Sometime later, he manages to write something on the envelope that in his mind represents a contact and an address. He opens a drawer on the right side of his desk, where he keeps his postal scale and the postage he’s kept on hand for about the last sixty years, a small, modified file folder with glassine envelopes containing stamps of every denomination, some as old as thirty years but mostly fairly current. Though he had adapted easily to email, Theodore had never let go of his fondness for the U.S. Postal System and all its appurtenances. He’s had his pocket-sized postal scale since he was a kid, a little brass clip for the envelope with a weight on the end and a curved measuring apparatus with an arrow. He also has a bigger scale for larger items, but for smaller ones this is his trusted go-to. It’s really a marvelous thing. Positioning the clip between his shaky fingers so that he can hold it open long enough to place the envelope there takes quite a few tries; suspending the envelope in the air still enough to read the weight is even trickier—dang thing keeps moving, never used to do that. As with the papers, the number of times he tries to pinch the clip before he succeeds could be two or it could be ten. He doesn’t perceive it as a huge hurdle. Eventually Theodore gets a good enough idea of the general weight, accounts for an extra half-ounce, and selects a dollar thirty-eight in postage from his folder. He’s only partially successful in getting the stamps from the folder to his tongue and then to the envelope; one of the ten-cent stamps sticks to his tongue, then to his fingers, until he finally crumples it off his fingers and into the trash, not to be replaced after he simply forgets he needs to.

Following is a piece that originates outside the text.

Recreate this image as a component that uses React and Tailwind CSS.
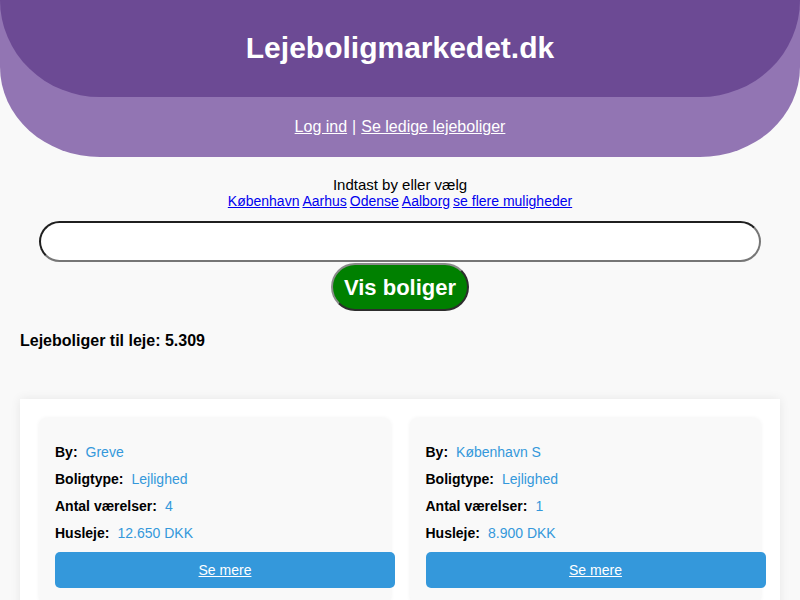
import React from 'react';

const listings = [
    { by: 'Greve', type: 'Lejlighed', rooms: '4', rent: '12.650 DKK' },
    { by: 'København S', type: 'Lejlighed', rooms: '1', rent: '8.900 DKK' },
];

const Row = ({ label, value }) => (
    <p className="my-[10px] leading-[17px] text-[14px]">
        <span className="font-bold text-black mr-[8px]">{label}</span>
        <span className="text-[#3498db]">{value}</span>
    </p>
);

const Card = ({ item }) => (
    <div className="bg-[#f9f9f9] rounded-lg shadow-[0_0_4px_rgba(0,0,0,0.06)] px-[16px] pt-[16px] pb-[16px]">
        <Row label="By:" value={item.by} />
        <Row label="Boligtype:" value={item.type} />
        <Row label="Antal værelser:" value={item.rooms} />
        <Row label="Husleje:" value={item.rent} />
        <a href="#" className="mt-[10px] block w-[340px] h-[36px] bg-[#3498db] rounded-[5px] text-white text-[14px] underline flex items-center justify-center">
            Se mere
        </a>
    </div>
);

export default function App() {
    return (
        <div className="min-h-[600px] bg-[#f9f9f9] font-['Liberation_Sans',Arial,sans-serif] text-black overflow-hidden">
            <header className="bg-[#9275b3] h-[157px] rounded-b-[100px_90px] flex flex-col">
                <div className="bg-[#6c4a94] h-[97px] rounded-b-[100px_97px] flex items-center justify-center pb-[2px]">
                    <h1 className="text-white font-bold text-[30px]">Lejeboligmarkedet.dk</h1>
                </div>
                <nav className="flex-1 flex items-center justify-center text-white text-[16px]">
                    <a href="#" className="underline">Log ind</a>
                    <span className="mx-[5px]">|</span>
                    <a href="#" className="underline">Se ledige lejeboliger</a>
                </nav>
            </header>

            <div className="mt-[19px] text-center leading-[17px]">
                <div className="text-[15px]">Indtast by eller vælg</div>
                <div className="text-[14px] text-[#0000ee] space-x-[3px]">
                    <a href="#" className="underline">København</a>
                    <a href="#" className="underline">Aarhus</a>
                    <a href="#" className="underline">Odense</a>
                    <a href="#" className="underline">Aalborg</a>
                    <a href="#" className="underline">se flere muligheder</a>
                </div>
            </div>

            <div className="mt-[11px] flex flex-col items-center">
                <input className="w-[722px] h-[41px] bg-white rounded-full border-2 border-t-[#1f1f1f] border-l-[#1f1f1f] border-b-[#767676] border-r-[#767676] px-4 outline-none" />
                <button className="mt-[1px] h-[48px] px-[11px] bg-[#008000] text-white font-bold text-[22px] rounded-full border-2 border-t-[#8a8a8a] border-l-[#8a8a8a] border-b-[#2d2d2d] border-r-[#2d2d2d]">
                    Vis boliger
                </button>
            </div>

            <h2 className="ml-[20px] mt-[20px] font-bold text-[16px] leading-[19px]">Lejeboliger til leje: 5.309</h2>

            <div className="mx-[20px] mt-[49px] bg-white shadow-[0_0_10px_rgba(0,0,0,0.08)] p-[19px] grid grid-cols-2 gap-[19px]">
                {listings.map((item) => (
                    <Card key={item.by} item={item} />
                ))}
            </div>
        </div>
    );
}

He’ll have to wait for the right moment to leave the house, this he has learned. Theodore has sometimes been found in places where he’s no longer allowed to tread: Jean once caught him with his walker stuck behind a door trying to go upstairs,
just to see if anything was new up there
, and several times Gordon has found him at the door headed outside with his camera hoping to get a better picture of some critter or another. Though the Copelands have the sitter, and there’s rarely a time when no one at all is home, Theodore is still trusted, unwisely, to know what he can and can’t, should and shouldn’t do. The family has assumed that allowing him to continue to move freely between rooms is still okay, but that time has passed.

It’s not too hard for Theodore to find a moment to make his escape. The sitter has left for the day, Jean has run to the store, Gordon’s not home from work yet, Otis is at a friend’s house, Priscilla’s upstairs, and his mother has fallen asleep on the sofa. That the post office will be closed by the time Theodore gets there is an overlooked detail. That managing the dog and his envelope simultaneously are two conflicting endeavors is not at the forefront of his mind. Theodore shuffles into the main house; his buddy Mott sidles right up. With a few fumbles, Theodore once again manages to hook the leash onto the dog’s collar, takes him through the back door, and walks him outside.

They make it only as far as the front of the house when Theodore becomes winded and decides to take a break.
Hooph
, he says out loud to the dog.
We better stop for a minute.
Theodore steps up to the front porch with the dog and sits on the bench swing. Mott lies down, Theodore makes the bench swing lightly.
This is nice.
Theodore swings for a few minutes; a delightful cluster of sparrows lands on a tree in his sight. The sparrows flitting about will occupy his thoughts until he falls asleep.